Despite the shock EU referendum vote, Hornby remains upbeat about its prospects, saying: ‘I don’t think Brexit will affect it particularly. People that want to come to the UK will still want to come, the US post-Trump is relatively less attractive. If you’re a Chinese family, Brexit is almost irrelevant.

 

‘It’s about the service and how you look after them. If you have a relationship for five years, it potentially opens doors in other areas.’

The next focus is on bring to market a fund in the second half of the year. The firm launched a unitised version of its core multi-asset strategy, TM Cerno Select, back in September 2013, but is to strip out one of the individual underlying strategies within it as a standalone vehicle.

The Global Leaders fund will be based on the strategy that forms the core equity component of Select, which is run as a concentrated and unconstrained portfolio of 25 high quality international blue chip stocks. Within it, the pair look to identify leaders in their field that have strong cash generation and high barriers to entry, with the stock positions equally weighted with regular rebalancing.

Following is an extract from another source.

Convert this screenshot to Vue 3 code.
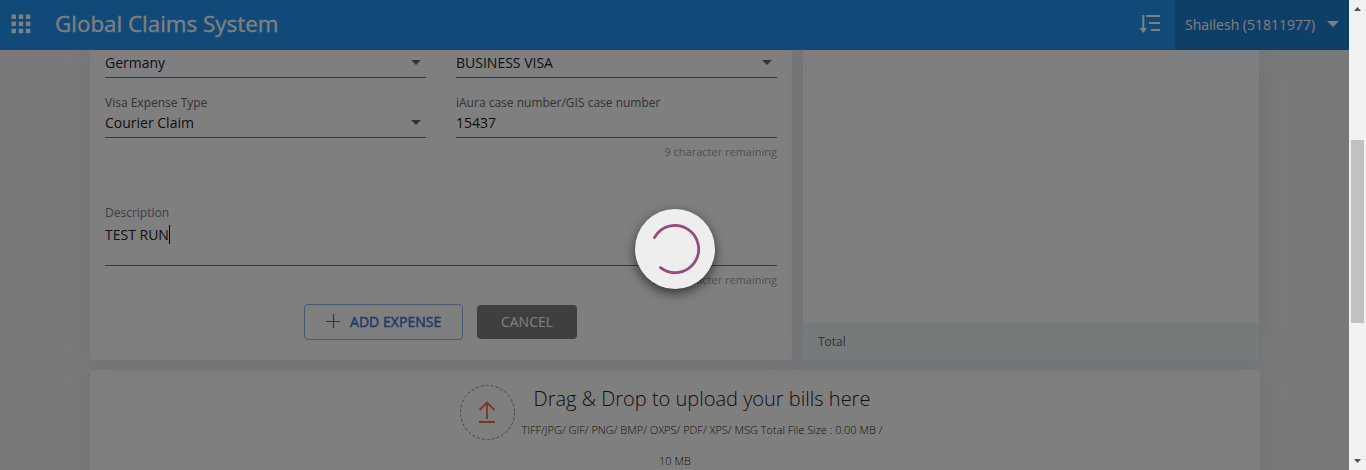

Global leaders currently comprises around 25% of the Select fund and has helped underpin its performance. The fund has returned 27% since launch in September 2013, outstripping its target of the UK CPI +3%, which rose 14.9% over the same period.

‘We’ve had significant interest in it. For wealthy families with a long-term view, building a portfolio of leading global businesses is the best way to invest their capital over the long-term.’

He said the idea actually came from a conversation with a long-standing client. ‘One of our wealthy clients’ families had had shares in a global consumer company for over 100 years and they asked us to find them 20 more,’ he said.

Meanwhile, the firm has also brought a Cayman Island-based Asia and emerging markets fund that it had been running quietly in the background onshore in a Ucits structure.

The Pacific & Emerging fund, slightly unusually, takes a multi-asset approach to investing in the region, which Hornby says is designed to ‘give exposure to the upside, but dampening the volatility’.